For most apartment buildings, it’s difficult to install solar panels for individual units, and most units won’t have suitable outdoor space for a heat pump. However, the owners’ corporation could consider a commercial installation for the entire building. Villas and townhouses have more options, but owner’s corporation approval may still be needed.
Getting a quote for solar hot water
CHOICE's 2008 shadow shop confirmed prices vary a lot between suppliers and models, so it’s worth getting a few quotes before deciding on a system. These two quotes from different retail suppliers for two models of heat pump show why.
- Dux Airoheat (250 L), total cost $3340. The base price, including installation, was $6160. The supplier offered a discount of $1020 for the RECs (30 RECs at $34 each) and said our home owner would also get the NSW rebate of $800. The final cost included the federal rebate of $1000, which only applies when you’re replacing an electric hot-water system.
- Siddons Solarstream (327 L), total cost $1875. The base price was $4125, less $1450 for RECs (29 RECs at $50 each). The supplier didn’t include the $1000 federal or $800 state rebate, or installation, but they could recommend suitable plumbers. Installation would probably cost about $1000, which would be offset by the federal rebate if you qualify, bringing the net cost to about $1875.
The second option might turn out cheaper, but you’d need to arrange the installation yourself. The first option includes installation, but note the lower price quoted for RECs ($34 vs $50). It’s worth comparing the value of RECs offered by different suppliers, as RECs discounts will be an approximation; the actual value will be based on the market rate when you buy the hot-water system.

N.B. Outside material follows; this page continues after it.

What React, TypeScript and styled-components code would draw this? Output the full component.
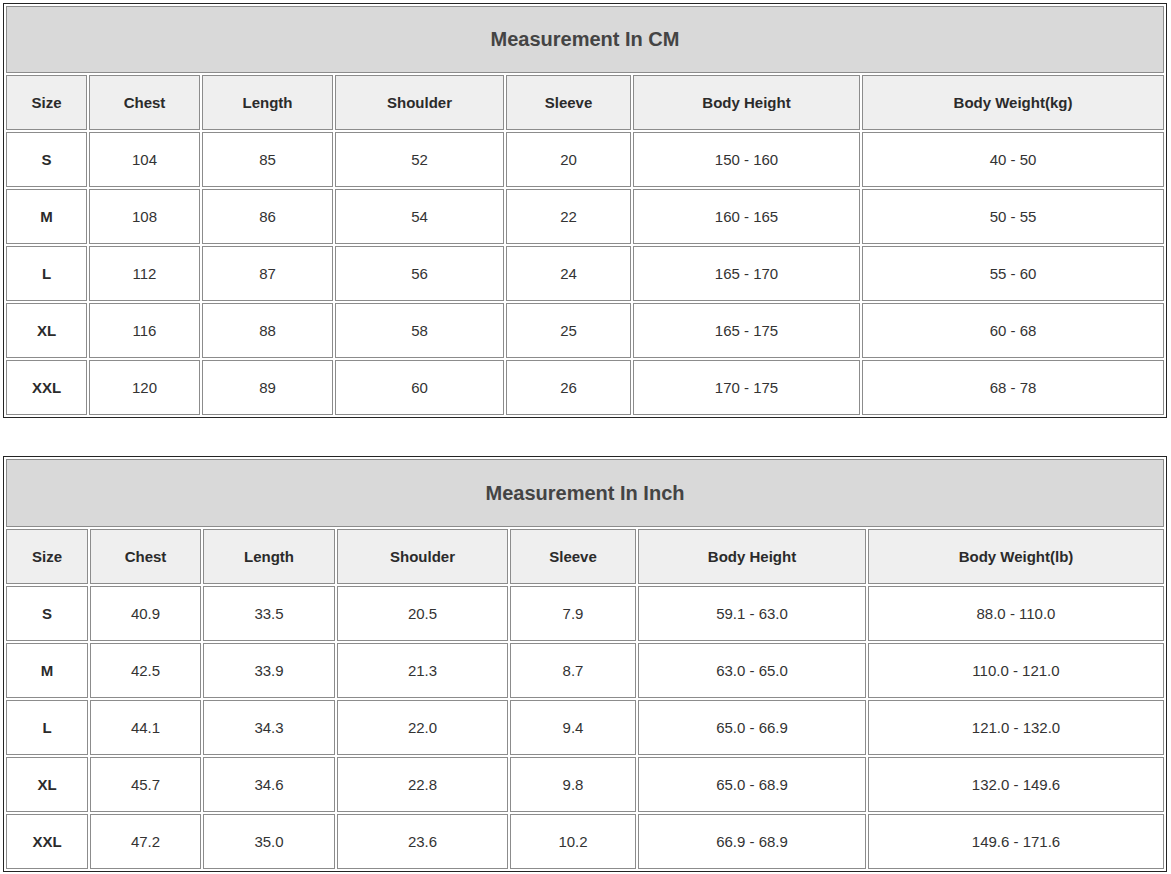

Suppliers usually need about 30 minutes to assess your home. Retail suppliers are often connected with just one or two brands, but most brands have a wide range of products, so suppliers should be able to quote on a range of different types and models.
They should also be familiar with RECs and rebates and how they apply to you, but you need to read up on them too. Our Sydney shadow shopper has a gas hot-water system, which means he doesn’t qualify for the federal rebate (it only applies when you replace an electric system), but one supplier’s representative offered to sign a declaration that the old system was electric so he could get the rebate! We don’t recommend you try to get away with a trick like that.
Questions the supplier should ask you
- Your hot water needs — how many people live in the house? How much showering and hot clothes washing do you do each day, and what time of day do you do it? (Typically, one person uses about 50 L of hot water per day.)
- What sort of hot-water system do you currently have?
- Is gas connected to the property?
Questions you should ask the supplier
- Is installation included in the quote?
- How long will it take from placing an order to complete installation?
- Is RECs buyback included, and if so, at what price for the RECs?
- Will they help you apply for government rebates?
- Can you keep your existing hot-water heater as part of the new system? It might be possible to incorporate it as a booster for the solar hot-water system. However, you wouldn’t be eligible for RECs, because they only apply to completely new installations.